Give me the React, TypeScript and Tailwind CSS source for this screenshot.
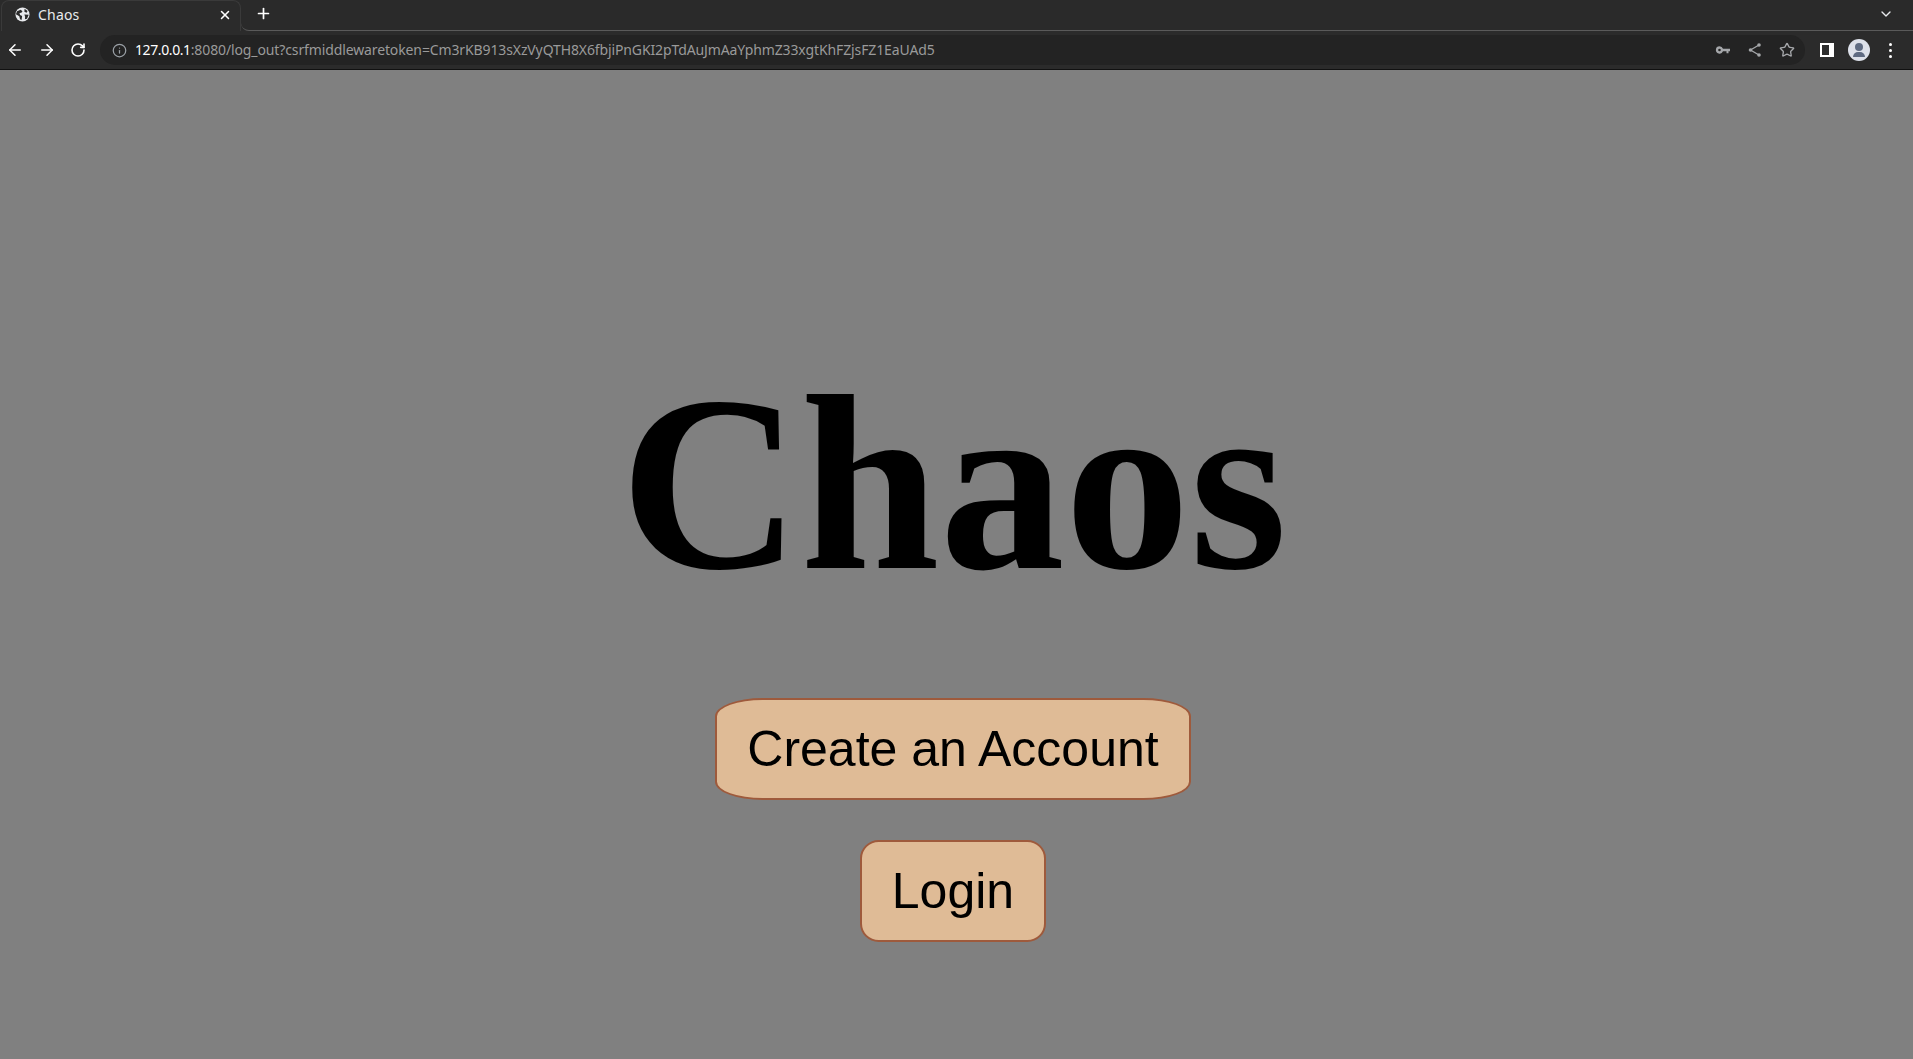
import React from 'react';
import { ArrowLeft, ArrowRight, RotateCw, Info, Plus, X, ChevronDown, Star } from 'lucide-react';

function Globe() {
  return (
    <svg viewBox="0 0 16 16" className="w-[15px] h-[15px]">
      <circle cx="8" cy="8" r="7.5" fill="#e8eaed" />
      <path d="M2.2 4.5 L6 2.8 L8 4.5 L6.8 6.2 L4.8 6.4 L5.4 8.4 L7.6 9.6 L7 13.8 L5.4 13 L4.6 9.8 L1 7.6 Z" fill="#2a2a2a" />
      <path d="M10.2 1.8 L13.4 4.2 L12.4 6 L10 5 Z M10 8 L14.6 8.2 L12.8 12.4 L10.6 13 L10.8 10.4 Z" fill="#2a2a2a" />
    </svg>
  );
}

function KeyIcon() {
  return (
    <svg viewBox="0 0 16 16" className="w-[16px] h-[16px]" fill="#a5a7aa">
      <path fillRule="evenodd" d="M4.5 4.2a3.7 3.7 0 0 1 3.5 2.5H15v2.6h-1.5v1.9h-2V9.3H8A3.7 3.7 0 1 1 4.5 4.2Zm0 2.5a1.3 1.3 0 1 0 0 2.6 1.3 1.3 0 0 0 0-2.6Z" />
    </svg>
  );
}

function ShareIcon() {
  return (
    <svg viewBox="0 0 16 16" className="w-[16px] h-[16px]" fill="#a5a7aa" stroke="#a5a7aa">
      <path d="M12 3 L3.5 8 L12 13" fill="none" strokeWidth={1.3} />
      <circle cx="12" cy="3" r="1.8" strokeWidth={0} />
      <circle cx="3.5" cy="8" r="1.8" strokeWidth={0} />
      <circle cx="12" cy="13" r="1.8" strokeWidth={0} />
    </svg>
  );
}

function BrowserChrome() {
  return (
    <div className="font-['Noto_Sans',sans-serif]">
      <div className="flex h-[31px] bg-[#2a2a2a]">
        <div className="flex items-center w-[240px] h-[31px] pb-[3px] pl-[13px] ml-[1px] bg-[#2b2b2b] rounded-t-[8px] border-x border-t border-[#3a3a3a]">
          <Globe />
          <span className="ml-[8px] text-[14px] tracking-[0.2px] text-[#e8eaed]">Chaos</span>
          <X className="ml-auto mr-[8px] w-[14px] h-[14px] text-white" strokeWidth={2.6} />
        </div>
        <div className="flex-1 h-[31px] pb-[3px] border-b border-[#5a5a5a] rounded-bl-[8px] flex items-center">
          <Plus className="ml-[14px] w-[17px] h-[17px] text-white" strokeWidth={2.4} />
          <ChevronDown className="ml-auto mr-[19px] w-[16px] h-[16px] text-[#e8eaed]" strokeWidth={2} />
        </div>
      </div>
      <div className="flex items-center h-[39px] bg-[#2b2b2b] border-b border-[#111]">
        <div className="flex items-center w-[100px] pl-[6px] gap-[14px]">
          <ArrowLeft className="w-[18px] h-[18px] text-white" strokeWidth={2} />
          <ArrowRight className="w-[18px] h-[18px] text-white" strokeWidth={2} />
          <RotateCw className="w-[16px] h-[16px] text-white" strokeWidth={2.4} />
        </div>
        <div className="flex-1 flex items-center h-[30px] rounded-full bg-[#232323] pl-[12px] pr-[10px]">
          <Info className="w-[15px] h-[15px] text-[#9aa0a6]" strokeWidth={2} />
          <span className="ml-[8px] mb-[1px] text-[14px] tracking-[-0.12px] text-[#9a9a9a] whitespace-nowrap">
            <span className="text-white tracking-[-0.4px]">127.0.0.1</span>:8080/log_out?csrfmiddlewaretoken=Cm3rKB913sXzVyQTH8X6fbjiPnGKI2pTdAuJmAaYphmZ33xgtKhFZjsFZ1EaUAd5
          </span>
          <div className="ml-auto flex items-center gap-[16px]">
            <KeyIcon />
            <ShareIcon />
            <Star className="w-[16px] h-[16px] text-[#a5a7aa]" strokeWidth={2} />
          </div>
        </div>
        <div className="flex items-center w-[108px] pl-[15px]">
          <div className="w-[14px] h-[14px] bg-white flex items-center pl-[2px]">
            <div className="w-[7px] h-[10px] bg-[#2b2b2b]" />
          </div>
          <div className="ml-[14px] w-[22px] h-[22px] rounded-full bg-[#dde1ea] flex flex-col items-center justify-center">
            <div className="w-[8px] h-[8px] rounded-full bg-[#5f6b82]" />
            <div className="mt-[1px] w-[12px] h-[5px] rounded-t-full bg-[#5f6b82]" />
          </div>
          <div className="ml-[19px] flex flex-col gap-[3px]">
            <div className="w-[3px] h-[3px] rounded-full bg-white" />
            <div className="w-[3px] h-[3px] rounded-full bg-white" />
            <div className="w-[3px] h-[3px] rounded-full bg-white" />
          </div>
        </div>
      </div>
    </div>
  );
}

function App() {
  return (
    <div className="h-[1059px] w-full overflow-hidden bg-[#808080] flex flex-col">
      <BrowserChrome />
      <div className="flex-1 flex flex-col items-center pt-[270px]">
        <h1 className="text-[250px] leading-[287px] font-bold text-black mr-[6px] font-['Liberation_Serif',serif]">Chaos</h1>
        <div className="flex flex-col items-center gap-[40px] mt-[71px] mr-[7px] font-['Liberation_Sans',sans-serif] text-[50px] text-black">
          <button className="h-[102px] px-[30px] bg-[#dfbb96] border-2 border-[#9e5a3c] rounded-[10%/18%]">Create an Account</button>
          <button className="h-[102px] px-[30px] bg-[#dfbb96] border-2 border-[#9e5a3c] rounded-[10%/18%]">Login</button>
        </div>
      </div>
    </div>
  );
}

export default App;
+ + + + + + +
§ **Work required**: Skip every picture and return the lines above from the top through the one that contains "X, ChevronDown, Star".

§ **Problem solution**:
Give me the React, TypeScript and Tailwind CSS source for this screenshot.
import React from 'react';
import { ArrowLeft, ArrowRight, RotateCw, Info, Plus, X, ChevronDown, Star } from 'lucide-react';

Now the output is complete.